Here, I believe, is the real reason that Jesus healed Peter's mother-in-law: He healed her so that she could serve. As Peter's mother-in-law began to tell others the good news about Jesus, they might come to believe that Jesus is indeed the Son of God. When we begin to believe in Jesus, we find an entirely different kind of healing taking place: a healing of the deeper wounds caused by sin and death. As those wounds are healed, we find that the love that replaces them compels us to serve our neighbors, just as Peter's mother-in-law was compelled to serve after her body had been healed.

I imagine it was terribly difficult for Jesus to leave Capernaum. I'm sure He loved the people there very deeply, especially those He had healed in their bodies. But He could not heal their greater illness if He remained a simple medicine man in their midst. Jesus greatest service to the people of Capernaum was the day He left them still in need of healing. As Jesus proclaimed the good news to the neighboring towns, the kingdom of God came near to thousands, beginning to heal a world desperately in need, and as people came to believe in Jesus, they learned that love expressed through serving others provided a great healing as well, to themselves and to the world around them. And so Jesus healed to serve, and others served to heal.

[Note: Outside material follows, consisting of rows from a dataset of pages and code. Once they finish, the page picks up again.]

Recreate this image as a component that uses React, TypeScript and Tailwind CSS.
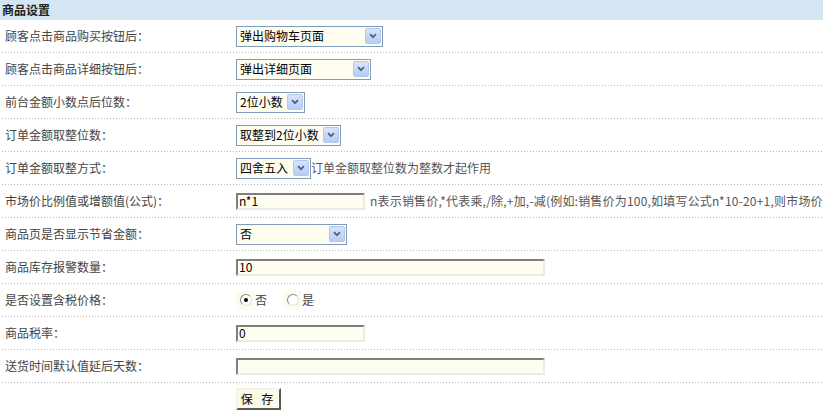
import React from "react";

const font = "font-['SimSun','Noto_Sans_CJK_SC',sans-serif]";

function Arrow() {
  return (
    <span className="flex h-[16px] w-[16px] shrink-0 items-center justify-center rounded-[2px] border border-[#b4c8ee] bg-[linear-gradient(to_bottom,#d7e3fb,#b7cdf5)]">
      <svg width="8" height="6" viewBox="0 0 8 6">
        <path d="M1 1.2 L4 4.2 L7 1.2" fill="none" stroke="#4d6185" strokeWidth="1.8" />
      </svg>
    </span>
  );
}

function Select({ value, width }: { value: string; width: string }) {
  return (
    <div
      className={`flex h-[21px] items-center justify-between border border-[#7f9db9] bg-[#fffdf0] pl-[3px] pr-[1px] text-[12px] leading-none text-black ${width}`}
    >
      <span className="whitespace-nowrap">{value}</span>
      <Arrow />
    </div>
  );
}

function TextInput({ value, width }: { value: string; width: string }) {
  return (
    <div
      className={`flex h-[17px] items-center border-2 border-t-[#808078] border-l-[#808078] border-b-[#ecebe0] border-r-[#ecebe0] bg-[#fffdf0] pl-[1px] text-[12px] leading-none text-black ${width}`}
    >
      {value}
    </div>
  );
}

function Radio({ checked, label }: { checked: boolean; label: string }) {
  return (
    <label className="flex items-center text-[12px] text-[#444]">
      <span className="flex h-[19px] w-[19px] items-center justify-center bg-[#fdfbec]">
        <span className="flex h-[12px] w-[12px] items-center justify-center rounded-full border border-t-[#8a8a84] border-l-[#8a8a84] border-b-[#e4e3da] border-r-[#e4e3da] bg-white">
          {checked && <span className="h-[4px] w-[4px] rounded-full bg-black" />}
        </span>
      </span>
      {label}
    </label>
  );
}

function Row({ label, children }: { label: string; children?: React.ReactNode }) {
  return (
    <div className="flex h-[33px] items-center bg-[linear-gradient(to_right,#b4b4b4_1px,transparent_1px)] bg-[length:3px_1px] bg-bottom bg-repeat-x pb-[1px]">
      <div className="w-[236px] shrink-0 whitespace-nowrap pl-[5px] text-[12px] text-[#444]">{label}</div>
      <div className="flex items-center whitespace-nowrap">{children}</div>
    </div>
  );
}

export default function App() {
  return (
    <div className={`h-[413px] w-[823px] overflow-hidden bg-white ${font}`}>
      <div className="flex h-[20px] items-center bg-[#d3e6f1] pl-[2px] text-[12px] font-bold text-[#222]">
        商品设置
      </div>
      <Row label="顾客点击商品购买按钮后：">
        <Select value="弹出购物车页面" width="w-[147px]" />
      </Row>
      <Row label="顾客点击商品详细按钮后：">
        <Select value="弹出详细页面" width="w-[135px]" />
      </Row>
      <Row label="前台金额小数点后位数：">
        <Select value="2位小数" width="w-[69px]" />
      </Row>
      <Row label="订单金额取整位数：">
        <Select value="取整到2位小数" width="w-[105px]" />
      </Row>
      <Row label="订单金额取整方式：">
        <Select value="四舍五入" width="w-[75px]" />
        <span className="text-[12px] text-[#555]">订单金额取整位数为整数才起作用</span>
      </Row>
      <Row label="市场价比例值或增额值(公式)：">
        <TextInput value="n*1" width="w-[129px]" />
        <span className="ml-[5px] text-[12px] tracking-[0.2px] text-[#555]">
          n表示销售价,*代表乘,/除,+加,-减(例如:销售价为100,如填写公式n*10-20+1,则市场价为981)
        </span>
      </Row>
      <Row label="商品页是否显示节省金额：">
        <Select value="否" width="w-[111px]" />
      </Row>
      <Row label="商品库存报警数量：">
        <TextInput value="10" width="w-[309px]" />
      </Row>
      <Row label="是否设置含税价格：">
        <div className="flex items-center gap-[16px]">
          <Radio checked label="否" />
          <Radio checked={false} label="是" />
        </div>
      </Row>
      <Row label="商品税率：">
        <TextInput value="0" width="w-[129px]" />
      </Row>
      <Row label="送货时间默认值延后天数：">
        <TextInput value="" width="w-[309px]" />
      </Row>
      <div className="flex pl-[236px] pt-[5px]">
        <button className="flex h-[22px] w-[45px] items-center justify-center border-2 border-t-[#f4f3ea] border-l-[#f4f3ea] border-b-[#5a5a54] border-r-[#5a5a54] bg-[#fdfaea] text-[12px] tracking-[3px] text-black">
          保 存
        </button>
      </div>
    </div>
  );
}
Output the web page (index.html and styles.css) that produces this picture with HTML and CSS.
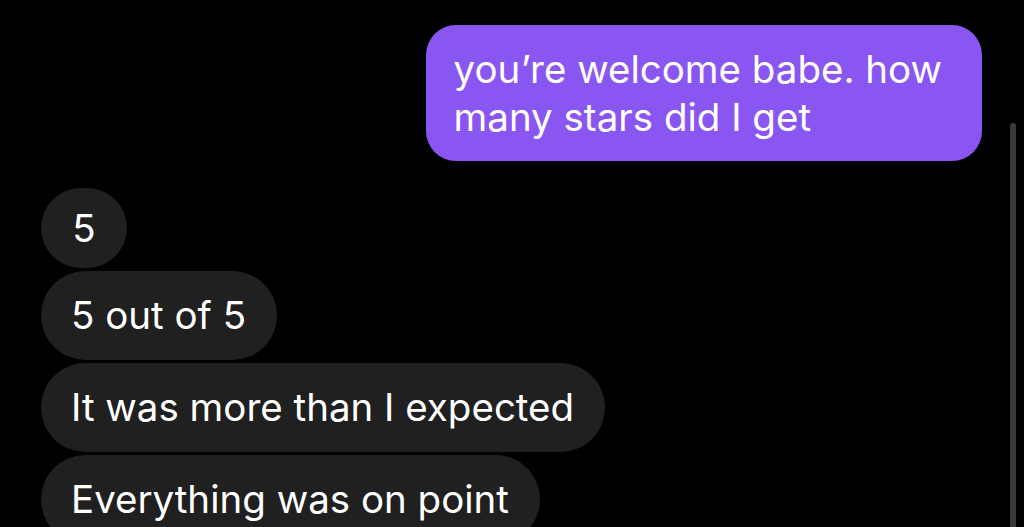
FILE: index.html
```html
<!DOCTYPE html>
<html lang="en">
<head>
<meta charset="utf-8">
<title>Chat</title>
<link rel="stylesheet" href="styles.css">
</head>
<body>
<main class="thread">
  <div class="msg msg-out">you’re welcome babe. how<br>many stars did I get</div>
  <div class="group-in">
    <div class="msg msg-in msg-single">5</div>
    <div class="msg msg-in">5 out of 5</div>
    <div class="msg msg-in">It was more than I expected</div>
    <div class="msg msg-in">Everything was on point</div>
  </div>
</main>
<div class="scrollbar"></div>
</body>
</html>
```
FILE: styles.css
```css
html, body {
  margin: 0;
  padding: 0;
  background: #000;
  height: 100%;
  overflow: hidden;
}
body {
  font-family: Inter, "Liberation Sans", Arial, sans-serif;
  color: #fff;
}
.thread {
  display: flex;
  flex-direction: column;
  padding: 25px 42px 0 41px;
}
.msg {
  font-size: 38.5px;
  line-height: 48px;
  white-space: nowrap;
}
.msg-out {
  align-self: flex-end;
  background: #8a56f1;
  padding: 20px 40px 20px 28px;
  border-radius: 30px;
}
.group-in {
  display: flex;
  flex-direction: column;
  align-items: flex-start;
  gap: 3px;
  margin-top: 27px;
}
.msg-in {
  background: #202020;
  padding: 20px 31px 21px 30px;
  border-radius: 45px;
}
.msg-single {
  width: 86px;
  height: 80px;
  box-sizing: border-box;
  padding: 0;
  display: flex;
  align-items: center;
  justify-content: center;
  border-radius: 40px;
}
.scrollbar {
  position: absolute;
  left: 1010px;
  top: 123px;
  width: 6px;
  bottom: 0;
  background: #3a3a3a;
  border-radius: 3px 3px 0 0;
}
```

My grandfather never recovered from the many illnesses that surrounded him in his later years. He died nine years ago, in the nursing home in Wakefield, sick in his body and tired in his soul. But I don't remember that illness these days. Nine years later, what I remember is my grandfather's smile, his laugh, his gentle kindness and his sense of humor. I remember the joy I felt in his presence and I remember his steadfast faith. I read the accounts of his life and I know the great healing that Jesus Christ provided to him, a healing that allowed him to face the demons and the illness in his life with courage and strength. If Jesus hadn't left Capernaum that day, perhaps the message of the kingdom of God wouldn't have left, either – and the great healing of our broken world would have stopped before it had ever begun. But He did leave, the kingdom did come near, and now we who are being healed by Him are compelled to serve in the world and continue His healing work. You and I have been healed in order that we may serve – and we serve in order that others may be healed. To God alone be the glory, now and forever. Amen.